Es evidente que el modelo fracasado es el de los Estados-nación anciano ya en el escenario europeo y que tantas muertes en guerras de décadas nos ha deparado. Las realidades glocales son muchos más ricas hoy en un mundo globalizado con economías en movilidad, con capitales que se mueven velocidades hasta ahora impensables. De ahí que sea necesario no sólo el respeto de lo diverso, sino que se deba primar y se deban utilizar como base fundamental del desarrollo económico, social y cultural. La visión geopolítica europea del siglo XXI no puede basarse en la perspectiva del siglo pasado y menos aún con mapas heredados del XIX. Conceptos antiguos como el manido hinterland que basa todo crecimiento en la creación de áreas o zonas de influencia siguen estando presentes en muchas de las decisiones de los presidentes de las potencias europeas. Y la verdad es que lo único que tienen de novedoso es que les anteponemos la etiqueta de lo neo para seguir calificando procesos imperialistas y ultraliberales. El diseño que de la UE ha pretendido hacer Alemania con la incorporación de los neo-Estados de la Europa central, del Este, Bálticos o de los Balcanes, recuerda a los procesos emprendidos por la Francia imperial o la Rusia zarista en otras épocas. Viejas recetas que siempre han fracasado para tratar de solventar nuevos problemas, que no son sino nuevas realidades que no queremos reconocer. Realidades donde lo pequeño cobra un inmenso valor frente a la incapacidad pesada de lo grande.

Se debería imponer por sentido común en Europa un modelo basado en la cooperación regional, en la creación y fomento de los clusters territoriales donde las alianzas y los trabajos en red generan innovación como elemento motivador de la actividad. Se trata de convencer y no de vencer, se trata de negociar y no de imponer. Una suerte de colaboración de intereses desde el más absoluto respecto a la identidad de cada cual, precisamente porque cuando uno tiene raíces y arraigo, sabe de dónde viene y le resulta más fácil saber a dónde quiere ir. Existen más coherencia en los pueblos con orgullo identitario integrador, por supuesto no excluyente, que en la amalgama que pretenden ser las uniones basadas en la uniformidad y los conceptos consumistas ramplones, como los que actualmente imperan en la Comisión en Bruselas. No podemos permitirnos el lujo de que nuestra UE fracase porque sería lo mismo que reconocer que los europeos somos incapaces de caminar juntos en paz y progreso. Pero de la mismas forma no podemos admitir la imposición de un modelo facilón que aniquile lo mejor de nuestras historias particulares y la riqueza de la diversidad que atesoran nuestros pueblos. Por eso el espectáculo dado por el presidente de la Comisión Europea ante unos sumisos presidentes de Comunidades Autónomas resulta totalmente reprobable.

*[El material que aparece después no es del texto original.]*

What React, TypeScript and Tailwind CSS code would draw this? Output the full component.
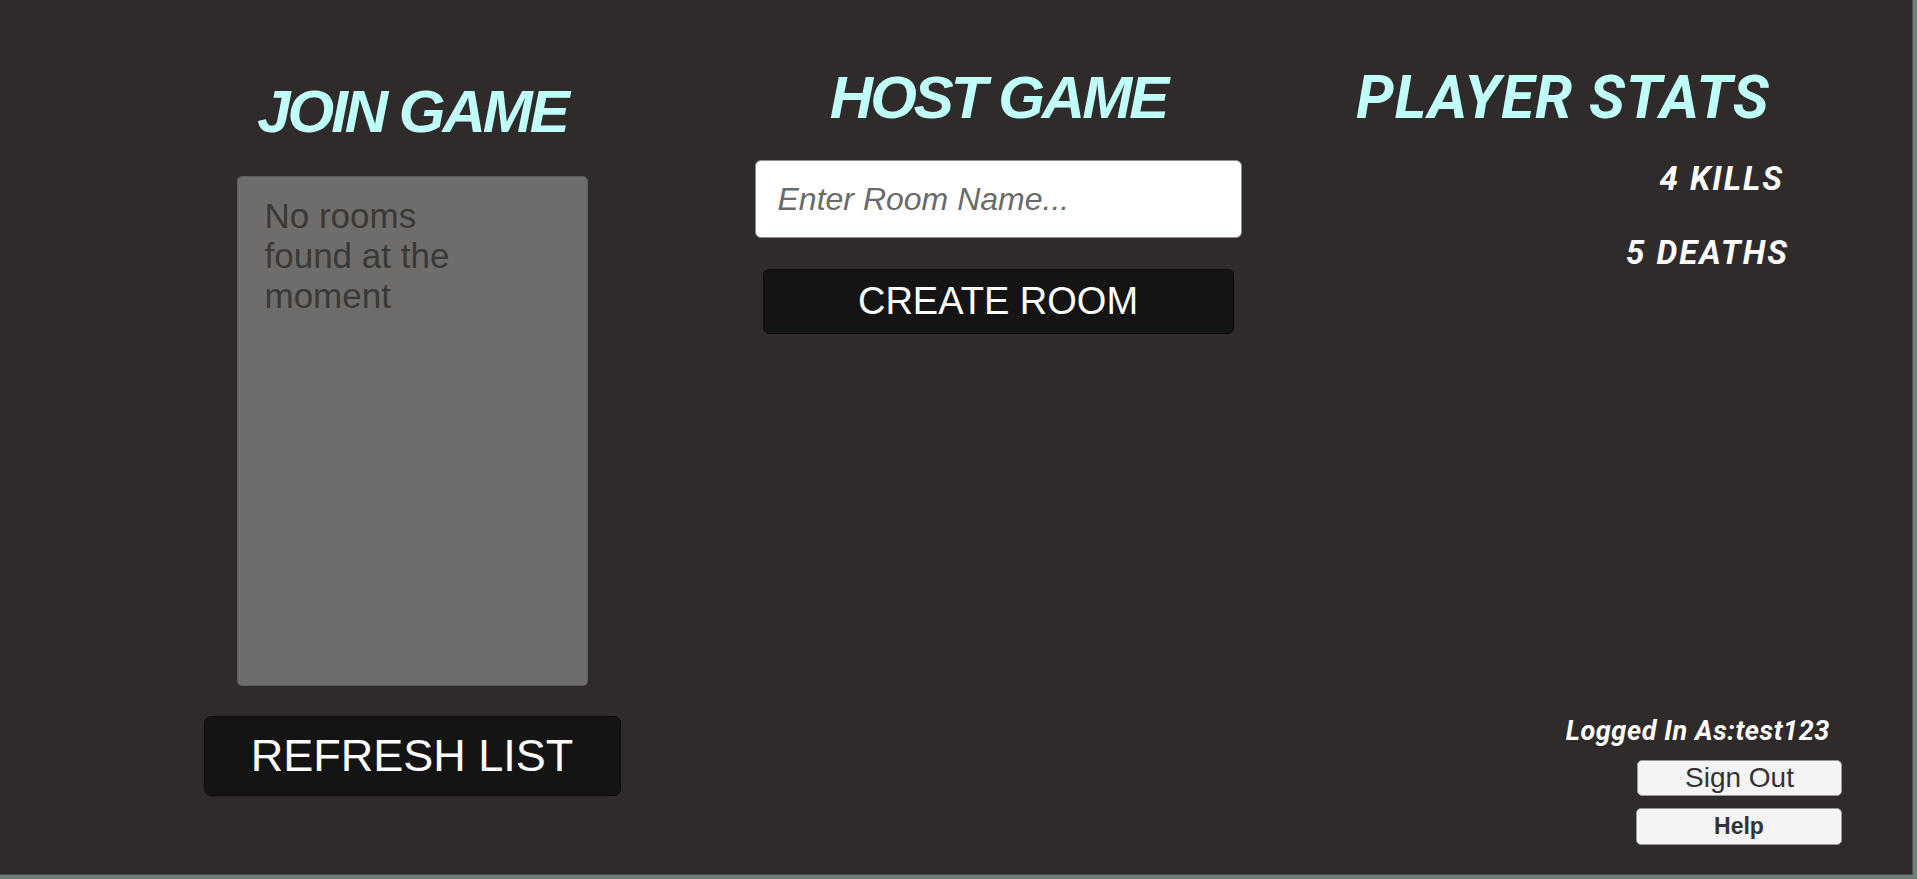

Más allá de categorías administrativas – Länder, Región, Comunidad Autónoma, Cantón… – en muchos casos subyace la voluntad de pueblos con historia, lengua propia y, sobre todo, capacidad de inventar su futuro, el de sus gentes. Por mucho que políticos y burócratas se empeñen, las realidades locales perduran y siguen representando el sustrato base de las relaciones humanas. Querer obviar a los pueblos de Europa no es más que volver a caer en errores ancestrales que se repiten en nuestro continente como en el día de la marmota. El mapa europeo es cambiante y debe evolucionar a la velocidad que lo está haciendo el mundo. En un concepto de unidad que ha borrado fronteras administrativas, cobra todo el sentido el reconocimiento de las capacidades de los pueblos que más allá de sus límites representan una realidad pujante. No se trata de defender derechos históricos basados en privilegios decadentes, sino de adaptarse a las nuevas necesidades de una economía mundial globalizada. Sirva un ejemplo fácil de comprender: en la reunión con Barroso estaban presentes dos presidentes – López y Barcina – de territorios con sus propias Haciendas forales – Araba, Gipuzkoa, Bizkaia y Navarra – que lo son desde hace más de cinco siglos. Lo relevante no es su longevidad, sino su capacidad a fecha de hoy para servir de modelo de responsabilidad fiscal de territorios correctamente gestionados, donde se gasta e invierte según la capacidad de ingresos. Esas instituciones que siempre han funcionado bien se exponen hoy a pagar como justos por pecadores de otras latitudes. Caprichos e improvisaciones de gobernantes mediocres asustados por la crisis.